**What you are asked to do**
Check each line of the listing for the string "Output", count the lines that have it, and answer with that number only.

— Start Supplied records —

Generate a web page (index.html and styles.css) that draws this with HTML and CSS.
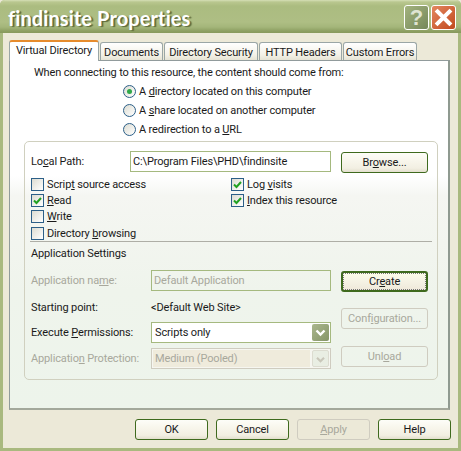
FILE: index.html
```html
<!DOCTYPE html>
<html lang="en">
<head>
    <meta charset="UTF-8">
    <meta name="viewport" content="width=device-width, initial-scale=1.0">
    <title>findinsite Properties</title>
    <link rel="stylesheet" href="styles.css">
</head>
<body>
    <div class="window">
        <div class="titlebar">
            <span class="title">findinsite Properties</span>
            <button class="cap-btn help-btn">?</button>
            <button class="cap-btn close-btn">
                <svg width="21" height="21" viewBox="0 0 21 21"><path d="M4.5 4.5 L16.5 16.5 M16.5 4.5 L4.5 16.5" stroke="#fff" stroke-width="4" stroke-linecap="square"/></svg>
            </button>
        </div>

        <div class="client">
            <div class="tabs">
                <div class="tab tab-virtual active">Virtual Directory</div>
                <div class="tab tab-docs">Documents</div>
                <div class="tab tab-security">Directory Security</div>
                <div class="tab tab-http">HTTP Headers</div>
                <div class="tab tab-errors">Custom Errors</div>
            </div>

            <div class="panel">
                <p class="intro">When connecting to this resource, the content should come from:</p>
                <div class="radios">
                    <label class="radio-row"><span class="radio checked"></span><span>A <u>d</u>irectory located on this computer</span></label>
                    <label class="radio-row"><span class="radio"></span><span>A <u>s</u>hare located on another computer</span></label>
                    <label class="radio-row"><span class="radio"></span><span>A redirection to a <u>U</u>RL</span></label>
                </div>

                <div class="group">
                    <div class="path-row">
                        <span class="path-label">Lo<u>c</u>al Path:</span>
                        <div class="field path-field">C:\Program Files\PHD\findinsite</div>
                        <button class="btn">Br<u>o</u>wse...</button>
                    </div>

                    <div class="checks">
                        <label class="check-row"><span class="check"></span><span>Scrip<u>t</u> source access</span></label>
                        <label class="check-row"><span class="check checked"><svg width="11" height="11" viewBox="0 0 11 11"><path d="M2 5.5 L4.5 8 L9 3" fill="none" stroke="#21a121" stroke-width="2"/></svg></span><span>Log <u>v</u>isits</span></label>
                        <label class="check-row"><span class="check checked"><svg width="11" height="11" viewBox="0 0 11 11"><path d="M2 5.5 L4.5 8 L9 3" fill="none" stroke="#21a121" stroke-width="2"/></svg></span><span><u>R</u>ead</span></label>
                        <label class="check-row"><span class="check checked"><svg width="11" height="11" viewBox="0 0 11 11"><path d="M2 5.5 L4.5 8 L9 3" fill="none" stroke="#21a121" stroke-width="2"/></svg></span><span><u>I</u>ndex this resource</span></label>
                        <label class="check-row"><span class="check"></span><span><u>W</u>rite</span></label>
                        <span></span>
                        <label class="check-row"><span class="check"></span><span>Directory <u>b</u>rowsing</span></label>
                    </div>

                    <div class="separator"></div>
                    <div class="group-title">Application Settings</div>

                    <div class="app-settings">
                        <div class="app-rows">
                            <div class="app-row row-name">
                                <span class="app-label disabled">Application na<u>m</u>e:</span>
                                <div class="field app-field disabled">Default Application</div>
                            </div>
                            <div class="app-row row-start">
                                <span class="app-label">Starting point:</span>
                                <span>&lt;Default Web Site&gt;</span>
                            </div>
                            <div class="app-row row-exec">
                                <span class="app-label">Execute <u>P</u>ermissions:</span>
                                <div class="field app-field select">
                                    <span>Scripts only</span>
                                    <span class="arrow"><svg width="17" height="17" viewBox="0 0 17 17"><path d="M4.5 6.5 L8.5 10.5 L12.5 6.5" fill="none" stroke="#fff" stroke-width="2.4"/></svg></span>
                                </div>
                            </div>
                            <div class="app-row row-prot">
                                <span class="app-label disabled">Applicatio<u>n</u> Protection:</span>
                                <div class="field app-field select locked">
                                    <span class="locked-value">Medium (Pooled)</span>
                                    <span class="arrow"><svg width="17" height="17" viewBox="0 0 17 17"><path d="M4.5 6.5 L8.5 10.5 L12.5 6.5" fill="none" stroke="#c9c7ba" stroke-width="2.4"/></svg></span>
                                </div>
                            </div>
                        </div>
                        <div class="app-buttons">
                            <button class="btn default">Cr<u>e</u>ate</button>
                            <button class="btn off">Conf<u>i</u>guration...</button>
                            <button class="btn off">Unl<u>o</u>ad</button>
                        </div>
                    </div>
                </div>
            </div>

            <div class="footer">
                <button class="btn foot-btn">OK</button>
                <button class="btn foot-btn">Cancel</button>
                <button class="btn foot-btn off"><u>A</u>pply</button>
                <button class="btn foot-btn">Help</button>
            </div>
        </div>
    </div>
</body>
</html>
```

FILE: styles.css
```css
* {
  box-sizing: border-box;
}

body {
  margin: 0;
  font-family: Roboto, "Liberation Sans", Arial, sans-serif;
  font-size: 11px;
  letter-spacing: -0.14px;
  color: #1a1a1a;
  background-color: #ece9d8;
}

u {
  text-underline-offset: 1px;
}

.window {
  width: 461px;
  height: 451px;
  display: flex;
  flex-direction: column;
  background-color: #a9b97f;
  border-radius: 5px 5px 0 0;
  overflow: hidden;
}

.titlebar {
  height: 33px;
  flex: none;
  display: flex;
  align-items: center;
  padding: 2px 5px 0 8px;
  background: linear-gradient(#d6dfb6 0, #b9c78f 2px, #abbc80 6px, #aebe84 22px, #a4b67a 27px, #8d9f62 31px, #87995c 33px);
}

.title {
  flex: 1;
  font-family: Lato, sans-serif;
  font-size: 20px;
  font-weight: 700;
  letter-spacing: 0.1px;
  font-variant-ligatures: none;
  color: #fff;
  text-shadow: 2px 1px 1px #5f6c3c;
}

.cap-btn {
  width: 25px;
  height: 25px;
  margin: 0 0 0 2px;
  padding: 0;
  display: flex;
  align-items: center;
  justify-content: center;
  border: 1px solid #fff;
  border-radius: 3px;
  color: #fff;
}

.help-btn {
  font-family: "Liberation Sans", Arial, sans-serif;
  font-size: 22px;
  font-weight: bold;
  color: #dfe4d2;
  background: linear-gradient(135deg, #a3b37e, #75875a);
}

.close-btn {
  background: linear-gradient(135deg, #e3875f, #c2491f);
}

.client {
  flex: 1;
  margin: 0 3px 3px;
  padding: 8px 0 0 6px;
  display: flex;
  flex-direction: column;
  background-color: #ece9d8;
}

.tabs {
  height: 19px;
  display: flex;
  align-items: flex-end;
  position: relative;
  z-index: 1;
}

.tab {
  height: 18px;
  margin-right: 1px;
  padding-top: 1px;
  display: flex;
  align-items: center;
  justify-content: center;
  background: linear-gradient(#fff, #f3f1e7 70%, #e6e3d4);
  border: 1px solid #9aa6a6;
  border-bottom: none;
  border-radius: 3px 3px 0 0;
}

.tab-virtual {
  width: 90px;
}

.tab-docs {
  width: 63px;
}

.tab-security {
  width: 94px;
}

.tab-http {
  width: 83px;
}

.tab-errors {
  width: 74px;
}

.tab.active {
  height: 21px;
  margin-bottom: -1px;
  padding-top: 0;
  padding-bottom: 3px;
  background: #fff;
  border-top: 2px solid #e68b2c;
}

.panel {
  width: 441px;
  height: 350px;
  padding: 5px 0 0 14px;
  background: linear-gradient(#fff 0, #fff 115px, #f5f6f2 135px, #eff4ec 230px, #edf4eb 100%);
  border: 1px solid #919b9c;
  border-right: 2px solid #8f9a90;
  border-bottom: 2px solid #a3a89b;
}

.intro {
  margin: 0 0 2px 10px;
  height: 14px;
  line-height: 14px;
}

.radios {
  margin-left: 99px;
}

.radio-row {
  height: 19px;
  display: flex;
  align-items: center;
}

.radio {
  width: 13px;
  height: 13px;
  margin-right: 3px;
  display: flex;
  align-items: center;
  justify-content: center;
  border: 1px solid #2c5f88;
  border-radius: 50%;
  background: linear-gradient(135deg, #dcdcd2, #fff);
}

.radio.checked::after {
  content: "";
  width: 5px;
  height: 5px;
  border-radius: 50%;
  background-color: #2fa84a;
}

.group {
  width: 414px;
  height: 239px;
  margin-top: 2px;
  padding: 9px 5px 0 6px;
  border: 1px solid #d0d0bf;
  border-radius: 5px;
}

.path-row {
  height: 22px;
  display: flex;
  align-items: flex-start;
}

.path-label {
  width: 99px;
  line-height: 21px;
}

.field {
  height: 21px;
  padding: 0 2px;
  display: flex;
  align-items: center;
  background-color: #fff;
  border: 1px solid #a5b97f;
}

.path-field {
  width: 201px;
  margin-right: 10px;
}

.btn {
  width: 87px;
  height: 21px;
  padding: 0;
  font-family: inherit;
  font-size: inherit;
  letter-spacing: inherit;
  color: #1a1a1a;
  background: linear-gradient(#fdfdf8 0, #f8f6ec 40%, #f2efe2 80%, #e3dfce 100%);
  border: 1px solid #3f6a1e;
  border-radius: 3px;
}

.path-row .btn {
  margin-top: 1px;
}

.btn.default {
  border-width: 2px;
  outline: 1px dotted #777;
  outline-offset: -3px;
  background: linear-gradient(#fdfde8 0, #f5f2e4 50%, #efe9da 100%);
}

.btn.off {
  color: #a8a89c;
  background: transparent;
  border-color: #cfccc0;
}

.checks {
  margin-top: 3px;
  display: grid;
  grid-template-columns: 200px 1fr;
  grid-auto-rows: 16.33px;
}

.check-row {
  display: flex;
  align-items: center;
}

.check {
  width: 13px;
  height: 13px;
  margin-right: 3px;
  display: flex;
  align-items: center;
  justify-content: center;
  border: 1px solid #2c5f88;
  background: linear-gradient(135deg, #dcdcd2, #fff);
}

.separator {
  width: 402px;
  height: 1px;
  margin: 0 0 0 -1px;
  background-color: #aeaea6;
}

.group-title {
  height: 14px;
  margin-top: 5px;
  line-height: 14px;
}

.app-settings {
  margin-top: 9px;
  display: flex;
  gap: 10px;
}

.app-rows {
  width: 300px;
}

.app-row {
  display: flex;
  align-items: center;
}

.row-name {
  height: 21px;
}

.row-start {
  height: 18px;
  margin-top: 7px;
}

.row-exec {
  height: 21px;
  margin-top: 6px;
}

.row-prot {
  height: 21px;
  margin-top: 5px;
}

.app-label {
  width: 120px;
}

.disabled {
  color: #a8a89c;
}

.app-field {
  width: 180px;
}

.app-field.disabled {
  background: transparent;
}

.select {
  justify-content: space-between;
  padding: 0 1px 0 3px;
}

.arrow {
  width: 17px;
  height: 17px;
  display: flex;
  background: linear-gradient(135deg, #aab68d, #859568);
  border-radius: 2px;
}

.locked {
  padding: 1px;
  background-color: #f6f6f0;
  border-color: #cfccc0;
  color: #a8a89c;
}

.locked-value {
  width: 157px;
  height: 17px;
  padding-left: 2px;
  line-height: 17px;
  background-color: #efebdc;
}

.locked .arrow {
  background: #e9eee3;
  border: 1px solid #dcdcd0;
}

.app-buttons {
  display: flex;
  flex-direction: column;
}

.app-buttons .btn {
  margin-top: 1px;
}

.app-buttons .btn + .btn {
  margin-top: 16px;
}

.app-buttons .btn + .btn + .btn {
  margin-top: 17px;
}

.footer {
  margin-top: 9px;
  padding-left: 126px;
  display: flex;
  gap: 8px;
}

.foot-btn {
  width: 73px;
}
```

— End Supplied records —
— Start Supplied records —

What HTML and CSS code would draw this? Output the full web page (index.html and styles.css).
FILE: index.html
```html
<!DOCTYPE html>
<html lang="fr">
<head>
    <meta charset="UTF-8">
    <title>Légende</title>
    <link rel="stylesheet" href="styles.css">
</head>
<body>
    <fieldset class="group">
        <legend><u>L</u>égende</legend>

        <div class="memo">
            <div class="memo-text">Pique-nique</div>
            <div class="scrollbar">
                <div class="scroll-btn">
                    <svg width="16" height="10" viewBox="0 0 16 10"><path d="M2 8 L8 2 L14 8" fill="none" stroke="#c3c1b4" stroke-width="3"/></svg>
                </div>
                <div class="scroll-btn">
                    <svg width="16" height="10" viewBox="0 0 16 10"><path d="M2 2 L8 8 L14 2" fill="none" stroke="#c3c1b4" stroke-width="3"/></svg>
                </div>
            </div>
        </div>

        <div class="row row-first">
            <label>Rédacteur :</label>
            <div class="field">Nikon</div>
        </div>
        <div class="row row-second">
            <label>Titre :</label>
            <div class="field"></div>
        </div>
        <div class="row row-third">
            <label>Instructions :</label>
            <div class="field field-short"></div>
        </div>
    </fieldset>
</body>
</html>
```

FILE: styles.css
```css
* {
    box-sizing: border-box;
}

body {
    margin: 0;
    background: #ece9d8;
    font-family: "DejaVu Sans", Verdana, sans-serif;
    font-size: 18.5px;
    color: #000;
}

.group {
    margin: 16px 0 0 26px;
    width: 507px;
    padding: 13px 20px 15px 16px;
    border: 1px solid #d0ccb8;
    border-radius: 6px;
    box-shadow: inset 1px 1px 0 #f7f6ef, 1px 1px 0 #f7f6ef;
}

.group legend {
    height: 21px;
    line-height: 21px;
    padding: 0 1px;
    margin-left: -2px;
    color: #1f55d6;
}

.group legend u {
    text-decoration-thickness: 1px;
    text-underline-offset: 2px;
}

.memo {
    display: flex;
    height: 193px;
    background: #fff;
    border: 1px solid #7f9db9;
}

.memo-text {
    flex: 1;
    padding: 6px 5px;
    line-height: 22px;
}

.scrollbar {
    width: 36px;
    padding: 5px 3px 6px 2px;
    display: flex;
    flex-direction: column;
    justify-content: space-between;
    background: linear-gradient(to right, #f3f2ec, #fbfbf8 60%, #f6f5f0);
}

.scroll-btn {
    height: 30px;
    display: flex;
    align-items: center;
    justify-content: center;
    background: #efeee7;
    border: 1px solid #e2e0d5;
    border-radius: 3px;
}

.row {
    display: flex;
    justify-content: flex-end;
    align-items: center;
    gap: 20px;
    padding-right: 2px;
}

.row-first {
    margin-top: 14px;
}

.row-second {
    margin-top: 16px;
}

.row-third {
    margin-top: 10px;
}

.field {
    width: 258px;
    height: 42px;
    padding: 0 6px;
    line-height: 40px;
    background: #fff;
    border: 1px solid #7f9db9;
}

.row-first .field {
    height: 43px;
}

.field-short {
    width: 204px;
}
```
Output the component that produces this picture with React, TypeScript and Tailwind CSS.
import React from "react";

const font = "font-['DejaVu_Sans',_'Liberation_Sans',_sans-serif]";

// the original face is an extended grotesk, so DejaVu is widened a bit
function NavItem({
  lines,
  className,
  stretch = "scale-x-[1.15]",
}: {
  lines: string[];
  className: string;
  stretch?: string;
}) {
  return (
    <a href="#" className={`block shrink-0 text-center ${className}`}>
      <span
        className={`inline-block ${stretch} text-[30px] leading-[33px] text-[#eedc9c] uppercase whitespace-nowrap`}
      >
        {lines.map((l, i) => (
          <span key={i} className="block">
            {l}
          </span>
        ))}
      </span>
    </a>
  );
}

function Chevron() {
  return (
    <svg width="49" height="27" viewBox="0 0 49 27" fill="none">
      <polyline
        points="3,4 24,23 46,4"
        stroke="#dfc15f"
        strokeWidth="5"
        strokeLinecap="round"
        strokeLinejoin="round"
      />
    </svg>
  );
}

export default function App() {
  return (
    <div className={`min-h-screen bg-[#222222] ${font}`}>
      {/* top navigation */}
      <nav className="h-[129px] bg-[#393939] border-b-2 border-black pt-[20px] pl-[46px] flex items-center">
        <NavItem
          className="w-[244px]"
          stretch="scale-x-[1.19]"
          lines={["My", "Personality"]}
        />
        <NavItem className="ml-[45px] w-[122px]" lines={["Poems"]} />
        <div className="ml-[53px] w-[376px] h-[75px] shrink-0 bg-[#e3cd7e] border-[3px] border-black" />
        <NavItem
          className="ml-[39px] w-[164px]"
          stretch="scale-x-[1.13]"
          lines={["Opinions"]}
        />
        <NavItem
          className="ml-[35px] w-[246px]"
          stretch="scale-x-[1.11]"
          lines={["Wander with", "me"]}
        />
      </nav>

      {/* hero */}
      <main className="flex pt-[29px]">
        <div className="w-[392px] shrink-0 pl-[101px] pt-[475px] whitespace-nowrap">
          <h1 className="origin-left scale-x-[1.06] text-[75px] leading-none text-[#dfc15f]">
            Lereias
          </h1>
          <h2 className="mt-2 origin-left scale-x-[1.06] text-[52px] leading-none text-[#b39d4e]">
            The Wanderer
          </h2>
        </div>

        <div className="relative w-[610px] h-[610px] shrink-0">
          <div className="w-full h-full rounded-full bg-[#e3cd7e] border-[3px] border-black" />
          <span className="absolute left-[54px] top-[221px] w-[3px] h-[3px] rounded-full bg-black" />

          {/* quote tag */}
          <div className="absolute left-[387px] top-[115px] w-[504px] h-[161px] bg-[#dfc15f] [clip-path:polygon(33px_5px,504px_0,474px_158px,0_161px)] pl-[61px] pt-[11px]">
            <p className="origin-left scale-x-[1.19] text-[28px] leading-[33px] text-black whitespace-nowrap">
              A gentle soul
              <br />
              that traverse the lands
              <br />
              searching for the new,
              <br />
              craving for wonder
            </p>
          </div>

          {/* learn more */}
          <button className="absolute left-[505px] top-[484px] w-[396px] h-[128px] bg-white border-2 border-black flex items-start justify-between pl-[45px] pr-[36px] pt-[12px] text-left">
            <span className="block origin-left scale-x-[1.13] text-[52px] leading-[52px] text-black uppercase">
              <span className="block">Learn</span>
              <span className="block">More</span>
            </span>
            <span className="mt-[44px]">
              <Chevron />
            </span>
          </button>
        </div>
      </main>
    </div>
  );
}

— End Supplied records —

**Reply**
2